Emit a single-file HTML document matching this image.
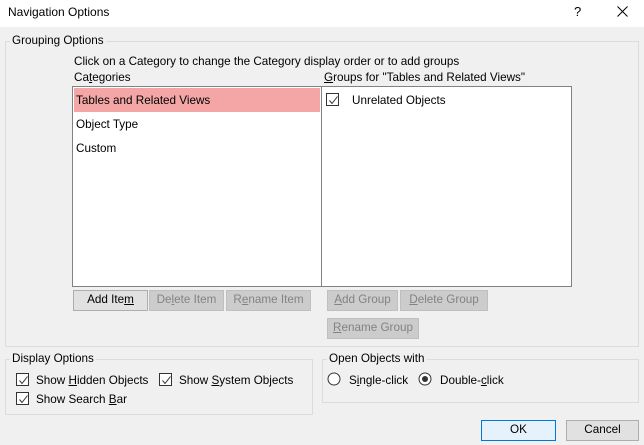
<!DOCTYPE html>
<html><head><style>
*{box-sizing:border-box;margin:0;padding:0}
body{width:644px;height:445px;background:#f0f0f0;font-family:"Liberation Sans",sans-serif;font-size:11.7px;color:#000;position:relative;overflow:hidden}
.a{position:absolute;white-space:nowrap}
.title{left:0;top:0;width:644px;height:27px;background:#fff}
.grp{border:1px solid #dcdcdc}
.lbl{background:#f0f0f0;padding:0 2px}
.box{background:#fff;border:1px solid #828282}
.btn{background:#e1e1e1;border:1px solid #adadad;text-align:center;line-height:18px}
.dis{background:#cccccc;border:1px solid #bfbfbf;color:#838383}
.cb{width:13px;height:13px;border:1px solid #333;background:#fff}
.cb svg{position:absolute;left:1px;top:1px}
u{text-decoration:underline}
</style></head><body>
<div class="a title"></div>
<div class="a" style="left:8px;top:5px;font-size:12px">Navigation Options</div>
<div class="a" style="left:574px;top:4px;font-size:13px">?</div>
<svg class="a" style="left:617px;top:6px" width="11" height="11"><path d="M0.5 0.5L10.5 10.5M10.5 0.5L0.5 10.5" stroke="#000" stroke-width="1"/></svg>

<div class="a grp" style="left:5px;top:41px;width:634px;height:306px"></div>
<div class="a lbl" style="left:10px;top:34px">Grouping Options</div>
<div class="a" style="left:74px;top:55px">Click on a Category to change the Category display order or to add groups</div>
<div class="a" style="left:74px;top:71px">Ca<u>t</u>egories</div>
<div class="a" style="left:324px;top:71px"><u>G</u>roups for "Tables and Related Views"</div>
<div class="a box" style="left:72px;top:86px;width:250px;height:201px"></div>
<div class="a box" style="left:321px;top:86px;width:251px;height:201px"></div>
<div class="a" style="left:74px;top:88px;width:246px;height:24px;background:#f4a6a6"></div>
<div class="a" style="left:76px;top:94px">Tables and Related Views</div>
<div class="a" style="left:76px;top:118px">Object Type</div>
<div class="a" style="left:76px;top:142px">Custom</div>
<div class="a cb" style="left:326px;top:93px"><svg width="11" height="11"><path d="M1.5 5.5L4 8.5L9.5 1.5" stroke="#333" fill="none"/></svg></div>
<div class="a" style="left:352px;top:94px">Unrelated Objects</div>

<div class="a btn" style="left:73px;top:290px;width:75px;height:21px">Add Ite<u>m</u></div>
<div class="a btn dis" style="left:149px;top:290px;width:75px;height:21px">De<u>l</u>ete Item</div>
<div class="a btn dis" style="left:226px;top:290px;width:85px;height:21px">R<u>e</u>name Item</div>
<div class="a btn dis" style="left:327px;top:290px;width:71px;height:21px"><u>A</u>dd Group</div>
<div class="a btn dis" style="left:400px;top:290px;width:88px;height:21px"><u>D</u>elete Group</div>
<div class="a btn dis" style="left:327px;top:318px;width:92px;height:21px"><u>R</u>ename Group</div>

<div class="a grp" style="left:5px;top:359px;width:308px;height:56px"></div>
<div class="a lbl" style="left:10px;top:352px">Display Options</div>
<div class="a cb" style="left:16px;top:373px"><svg width="11" height="11"><path d="M1.5 5.5L4 8.5L9.5 1.5" stroke="#333" fill="none"/></svg></div>
<div class="a" style="left:36px;top:374px">Show <u>H</u>idden Objects</div>
<div class="a cb" style="left:159px;top:373px"><svg width="11" height="11"><path d="M1.5 5.5L4 8.5L9.5 1.5" stroke="#333" fill="none"/></svg></div>
<div class="a" style="left:179px;top:374px">Show <u>S</u>ystem Objects</div>
<div class="a cb" style="left:16px;top:392px"><svg width="11" height="11"><path d="M1.5 5.5L4 8.5L9.5 1.5" stroke="#333" fill="none"/></svg></div>
<div class="a" style="left:36px;top:393px">Show Search <u>B</u>ar</div>

<div class="a grp" style="left:322px;top:359px;width:317px;height:44px"></div>
<div class="a lbl" style="left:327px;top:352px">Open Objects with</div>
<svg class="a" style="left:327px;top:372px" width="14" height="14"><circle cx="7" cy="7" r="6" fill="#fff" stroke="#333"/></svg>
<div class="a" style="left:349px;top:374px">S<u>i</u>ngle-click</div>
<svg class="a" style="left:418px;top:372px" width="14" height="14"><circle cx="7" cy="7" r="6" fill="#fff" stroke="#333"/><circle cx="7" cy="7" r="3" fill="#333"/></svg>
<div class="a" style="left:440px;top:374px">Double-<u>c</u>lick</div>

<div class="a btn" style="left:481px;top:420px;width:75px;height:21px;background:#e5f1fb;border-color:#0078d7">OK</div>
<div class="a btn" style="left:566px;top:420px;width:73px;height:21px">Cancel</div>
</body></html>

----------

Keep the pictures out of the copy and return the rest of the data above exactly.

REPLY:
Emit a single-file HTML document matching this image.
<!DOCTYPE html>
<html><head><style>
*{box-sizing:border-box;margin:0;padding:0}
body{width:644px;height:445px;background:#f0f0f0;font-family:"Liberation Sans",sans-serif;font-size:11.7px;color:#000;position:relative;overflow:hidden}
.a{position:absolute;white-space:nowrap}
.title{left:0;top:0;width:644px;height:27px;background:#fff}
.grp{border:1px solid #dcdcdc}
.lbl{background:#f0f0f0;padding:0 2px}
.box{background:#fff;border:1px solid #828282}
.btn{background:#e1e1e1;border:1px solid #adadad;text-align:center;line-height:18px}
.dis{background:#cccccc;border:1px solid #bfbfbf;color:#838383}
.cb{width:13px;height:13px;border:1px solid #333;background:#fff}
.cb svg{position:absolute;left:1px;top:1px}
u{text-decoration:underline}
</style></head><body>
<div class="a title"></div>
<div class="a" style="left:8px;top:5px;font-size:12px">Navigation Options</div>
<div class="a" style="left:574px;top:4px;font-size:13px">?</div>
<svg class="a" style="left:617px;top:6px" width="11" height="11"><path d="M0.5 0.5L10.5 10.5M10.5 0.5L0.5 10.5" stroke="#000" stroke-width="1"/></svg>

<div class="a grp" style="left:5px;top:41px;width:634px;height:306px"></div>
<div class="a lbl" style="left:10px;top:34px">Grouping Options</div>
<div class="a" style="left:74px;top:55px">Click on a Category to change the Category display order or to add groups</div>
<div class="a" style="left:74px;top:71px">Ca<u>t</u>egories</div>
<div class="a" style="left:324px;top:71px"><u>G</u>roups for "Tables and Related Views"</div>
<div class="a box" style="left:72px;top:86px;width:250px;height:201px"></div>
<div class="a box" style="left:321px;top:86px;width:251px;height:201px"></div>
<div class="a" style="left:74px;top:88px;width:246px;height:24px;background:#f4a6a6"></div>
<div class="a" style="left:76px;top:94px">Tables and Related Views</div>
<div class="a" style="left:76px;top:118px">Object Type</div>
<div class="a" style="left:76px;top:142px">Custom</div>
<div class="a cb" style="left:326px;top:93px"><svg width="11" height="11"><path d="M1.5 5.5L4 8.5L9.5 1.5" stroke="#333" fill="none"/></svg></div>
<div class="a" style="left:352px;top:94px">Unrelated Objects</div>

<div class="a btn" style="left:73px;top:290px;width:75px;height:21px">Add Ite<u>m</u></div>
<div class="a btn dis" style="left:149px;top:290px;width:75px;height:21px">De<u>l</u>ete Item</div>
<div class="a btn dis" style="left:226px;top:290px;width:85px;height:21px">R<u>e</u>name Item</div>
<div class="a btn dis" style="left:327px;top:290px;width:71px;height:21px"><u>A</u>dd Group</div>
<div class="a btn dis" style="left:400px;top:290px;width:88px;height:21px"><u>D</u>elete Group</div>
<div class="a btn dis" style="left:327px;top:318px;width:92px;height:21px"><u>R</u>ename Group</div>

<div class="a grp" style="left:5px;top:359px;width:308px;height:56px"></div>
<div class="a lbl" style="left:10px;top:352px">Display Options</div>
<div class="a cb" style="left:16px;top:373px"><svg width="11" height="11"><path d="M1.5 5.5L4 8.5L9.5 1.5" stroke="#333" fill="none"/></svg></div>
<div class="a" style="left:36px;top:374px">Show <u>H</u>idden Objects</div>
<div class="a cb" style="left:159px;top:373px"><svg width="11" height="11"><path d="M1.5 5.5L4 8.5L9.5 1.5" stroke="#333" fill="none"/></svg></div>
<div class="a" style="left:179px;top:374px">Show <u>S</u>ystem Objects</div>
<div class="a cb" style="left:16px;top:392px"><svg width="11" height="11"><path d="M1.5 5.5L4 8.5L9.5 1.5" stroke="#333" fill="none"/></svg></div>
<div class="a" style="left:36px;top:393px">Show Search <u>B</u>ar</div>

<div class="a grp" style="left:322px;top:359px;width:317px;height:44px"></div>
<div class="a lbl" style="left:327px;top:352px">Open Objects with</div>
<svg class="a" style="left:327px;top:372px" width="14" height="14"><circle cx="7" cy="7" r="6" fill="#fff" stroke="#333"/></svg>
<div class="a" style="left:349px;top:374px">S<u>i</u>ngle-click</div>
<svg class="a" style="left:418px;top:372px" width="14" height="14"><circle cx="7" cy="7" r="6" fill="#fff" stroke="#333"/><circle cx="7" cy="7" r="3" fill="#333"/></svg>
<div class="a" style="left:440px;top:374px">Double-<u>c</u>lick</div>

<div class="a btn" style="left:481px;top:420px;width:75px;height:21px;background:#e5f1fb;border-color:#0078d7">OK</div>
<div class="a btn" style="left:566px;top:420px;width:73px;height:21px">Cancel</div>
</body></html>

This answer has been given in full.